OrbTop

Artificial Analysis AI Model Benchmark Scraper

AIDEVELOPER TOOLS

Artificial Analysis AI Model Benchmark Scraper

Scrapes LLM benchmark scores, pricing, and performance data from Artificial Analysis — the leading independent evaluator of AI models.

What this actor does

Extracts structured data for ~370 AI language models from Artificial Analysis, including:

  • Benchmark scores: Quality index, MMLU-Pro, GPQA Diamond, HumanEval, LiveCodeBench, MATH-500, MMMU-Pro, and more
  • Pricing: Input, output, and blended cost per million tokens
  • Performance: Median throughput (tokens/sec) and time-to-first-token latency
  • Provider info: All hosting providers, cheapest provider by blended price
  • Model metadata: Creator/lab, release date, parameter count, context window, license, open-weight status

All data is extracted in a single request to the /models page, which serves the full model dataset inline as a React Server Component payload. No per-model crawling needed.

Use cases

  • Model selection: Compare cost-vs-quality trade-offs across providers
  • Price monitoring: Track pricing changes across OpenAI, Anthropic, Google, Meta, and 40+ hosting providers
  • Research and benchmarking: Import baseline scores into your own evaluation pipeline
  • Cost optimization: Find the cheapest or fastest provider for a given quality target

Input

Field Type Required Default Description
maxItems integer Yes 10 Maximum number of model records to return.
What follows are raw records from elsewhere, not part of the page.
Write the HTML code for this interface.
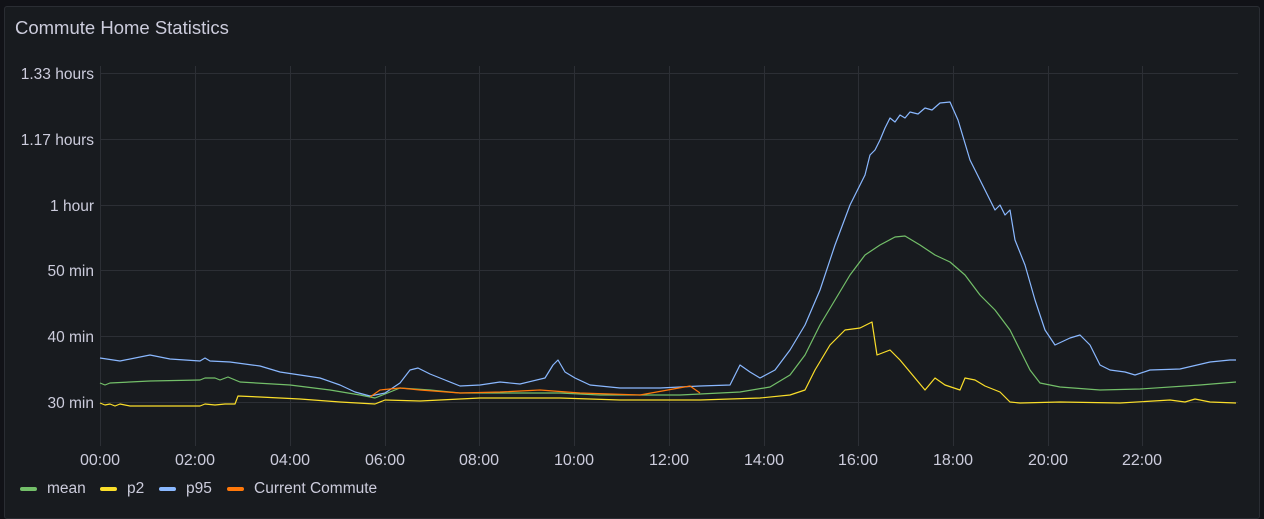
<!DOCTYPE html>
<html><head><style>
body{margin:0;background:#111217;width:1264px;height:519px;overflow:hidden;font-family:"Liberation Sans",sans-serif;}
.panel{position:absolute;left:4px;top:6px;width:1254px;height:511px;background:#181b1f;border:1px solid #2a2d33;border-radius:3px;}
.t{position:absolute;left:15px;top:17px;color:#ccccdc;font-size:18.5px;font-weight:500;}
svg{position:absolute;left:0;top:0}
.yl{fill:#ccccdc;font-size:15.5px;text-anchor:end}
.xl{fill:#ccccdc;font-size:16px;text-anchor:middle}
.lg{position:absolute;top:480px;left:20px;color:#ccccdc;font-size:15.5px;}
.lg span{position:absolute;display:inline-flex;align-items:center;white-space:nowrap;top:0}
.lg i{display:inline-block;width:17px;height:4px;border-radius:2px;margin-right:10px}
</style></head><body>
<div class="panel"></div>
<div class="t">Commute Home Statistics</div>
<svg width="1264" height="519">
<g stroke="#2c2f35" stroke-width="1">
<line x1="100" y1="73.5" x2="1238" y2="73.5"/><line x1="100" y1="139.5" x2="1238" y2="139.5"/><line x1="100" y1="205.5" x2="1238" y2="205.5"/><line x1="100" y1="270.5" x2="1238" y2="270.5"/><line x1="100" y1="336.5" x2="1238" y2="336.5"/><line x1="100" y1="402.5" x2="1238" y2="402.5"/>
<line x1="100.5" y1="66" x2="100.5" y2="446"/><line x1="195.5" y1="66" x2="195.5" y2="446"/><line x1="290.5" y1="66" x2="290.5" y2="446"/><line x1="385.5" y1="66" x2="385.5" y2="446"/><line x1="479.5" y1="66" x2="479.5" y2="446"/><line x1="574.5" y1="66" x2="574.5" y2="446"/><line x1="669.5" y1="66" x2="669.5" y2="446"/><line x1="764.5" y1="66" x2="764.5" y2="446"/><line x1="858.5" y1="66" x2="858.5" y2="446"/><line x1="953.5" y1="66" x2="953.5" y2="446"/><line x1="1048.5" y1="66" x2="1048.5" y2="446"/><line x1="1142.5" y1="66" x2="1142.5" y2="446"/>
</g>
<text class="yl" x="94" y="79">1.33 hours</text><text class="yl" x="94" y="145">1.17 hours</text><text class="yl" x="94" y="211">1 hour</text><text class="yl" x="94" y="276">50 min</text><text class="yl" x="94" y="342">40 min</text><text class="yl" x="94" y="408">30 min</text>
<g><text class="xl" x="100" y="465">00:00</text><text class="xl" x="195" y="465">02:00</text><text class="xl" x="290" y="465">04:00</text><text class="xl" x="385" y="465">06:00</text><text class="xl" x="479" y="465">08:00</text><text class="xl" x="574" y="465">10:00</text><text class="xl" x="669" y="465">12:00</text><text class="xl" x="764" y="465">14:00</text><text class="xl" x="858" y="465">16:00</text><text class="xl" x="953" y="465">18:00</text><text class="xl" x="1048" y="465">20:00</text><text class="xl" x="1142" y="465">22:00</text></g>
<g fill="none" stroke-width="1.2" stroke-linejoin="round">
<polyline stroke="#fade2a" points="100,403 105,405 110,404 115,406 120,404 130,406 200,406 205,404 215,405 225,404 235,404 238,396 260,397 300,399 340,402 375,404 385,400 420,401 480,398 560,398 620,400 700,400 760,398 790,395 805,390 815,370 830,345 845,330 860,328 872,322 877,355 890,350 900,360 910,372 925,390 935,378 945,385 960,390 965,378 975,380 985,386 1000,392 1010,402 1020,403 1060,402 1120,403 1170,400 1185,402 1195,399 1210,402 1236,403"/>
<polyline stroke="#73bf69" points="100,383 105,385 110,383 150,381 200,380 205,378 215,378 220,380 228,377 240,382 290,385 330,390 360,395 375,398 400,388 430,390 460,393 500,393 560,393 600,395 680,395 740,392 770,387 790,375 805,355 820,325 835,300 850,275 865,255 880,245 895,237 905,236 920,245 935,255 950,262 965,275 980,295 995,310 1010,330 1020,350 1030,370 1040,383 1060,387 1100,390 1140,389 1200,385 1236,382"/>
<polyline stroke="#8ab8ff" points="100,358 120,361 150,355 170,359 200,361 205,358 210,361 230,362 260,366 280,372 300,375 320,378 340,385 355,392 370,396 385,393 400,383 410,370 418,368 430,374 445,380 460,386 480,385 500,382 520,384 545,378 553,365 558,360 565,372 575,378 590,385 620,388 660,388 700,386 730,385 740,365 750,372 760,378 775,370 790,350 805,325 820,290 835,245 850,205 860,185 865,175 870,155 875,150 880,140 885,128 890,118 895,122 900,115 905,118 910,112 918,114 925,108 932,110 940,103 950,102 958,120 970,160 985,190 990,200 995,210 1000,205 1005,215 1010,210 1015,240 1025,265 1035,300 1045,330 1055,345 1070,338 1080,335 1090,345 1100,365 1110,370 1125,372 1135,375 1150,370 1180,369 1210,362 1230,360 1236,360"/>
<polyline stroke="#ff780a" points="370,397 380,390 400,388 420,390 460,393 500,392 540,390 580,393 640,395 690,386 700,393"/>
</g>
</svg>
<div class="lg"><span style="left:0"><i style="background:#73bf69"></i>mean</span><span style="left:80px"><i style="background:#fade2a"></i>p2</span><span style="left:139px"><i style="background:#8ab8ff"></i>p95</span><span style="left:207px"><i style="background:#ff780a"></i>Current Commute</span></div>
</body></html>
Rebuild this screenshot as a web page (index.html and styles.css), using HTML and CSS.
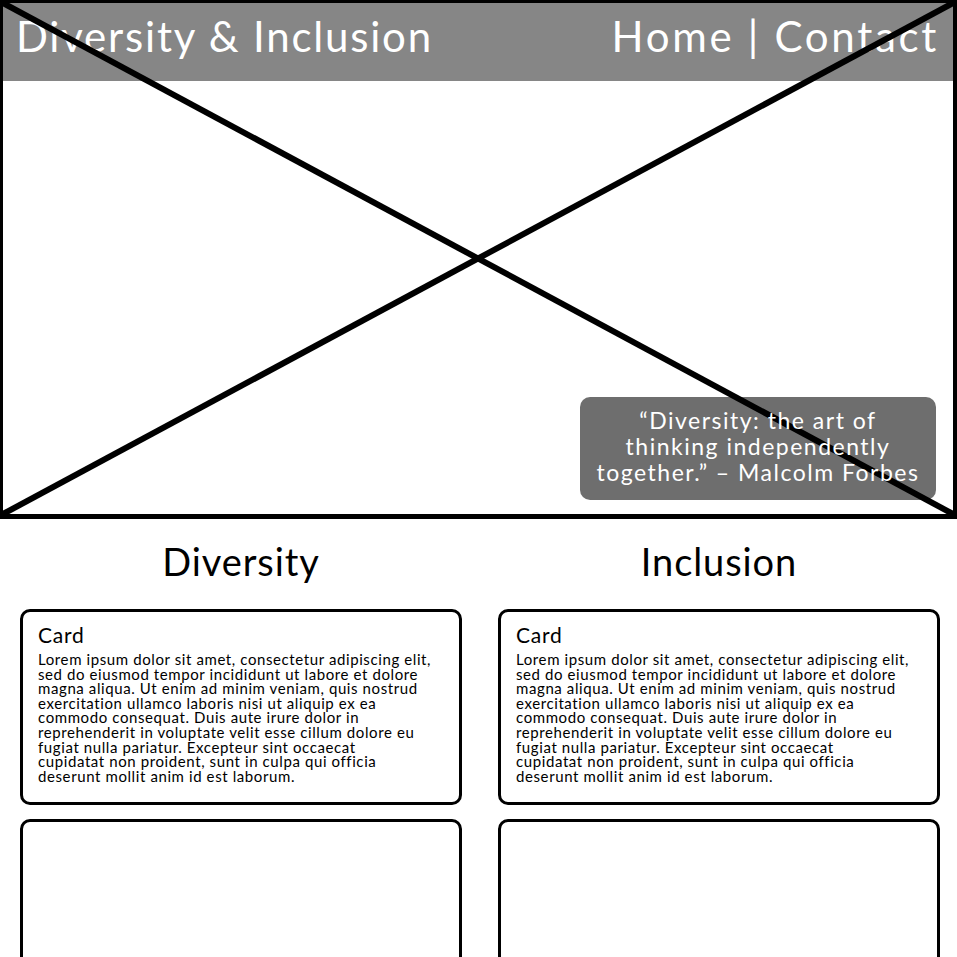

Set to a large number (e.g. 500) to retrieve all models.

Output

Each dataset item represents one AI model. Example record:

{
  "model_slug": "claude-4-opus",
  "model_name": "Claude 4 Opus",
  "provider": "Anthropic",
  "release_date": "2025-05-22",
  "parameter_count": null,
  "context_window_tokens": 200000,
  "aa_quality_index": 57.4,
  "mmlu_pro_score": 0.812,
  "gpqa_diamond_score": 0.738,
  "humaneval_score": 0.921,
  "math_score": 84.1,
  "chatbot_arena_elo": null,
  "aider_polyglot_score": null,
  "livecodebench_score": 0.703,
  "mmmu_score": null,
  "benchmark_breakdown": "{\"agentic_index\":45.2,\"coding_index\":68.1,...}",
  "price_input_usd_per_million": 15,
  "price_output_usd_per_million": 75,
  "price_blended_usd_per_million": 30,
  "throughput_tokens_per_second": 58.3,
  "latency_first_token_ms": 1204,
  "hosting_providers": "[\"Anthropic\",\"Amazon Bedrock\",\"Google Vertex AI\"]",
  "cheapest_provider": "Amazon Bedrock",
  "fastest_provider": null,
  "license": "proprietary",
  "is_open_weight": false,
  "profile_url": "https://artificialanalysis.ai/models/claude-4-opus",
  "scraped_at": "2026-05-31T08:00:00.000Z"
}

Notes on specific fields:

  • chatbot_arena_elo and aider_polyglot_score are always null — these metrics are not tracked by Artificial Analysis and would require separate scrapers from Chatbot Arena and Aider.chat.
  • benchmark_breakdown is a JSON string containing additional sub-benchmarks (agentic_index, coding_index, math_index, HLE, AIME-2025, IFBench, SciCode, LCR, Omniscience).
  • hosting_providers is a JSON string array of all providers offering this model.
  • fastest_provider is always null — per-provider throughput breakdown is not available on the listing page.

Notes

  • The actor makes a single HTTP request to https://artificialanalysis.ai/models. No proxy required.
  • The full dataset (~370 models) is available in one request. Use maxItems: 500 to get everything.
  • Prices and benchmarks on Artificial Analysis update frequently — run the actor periodically for up-to-date data.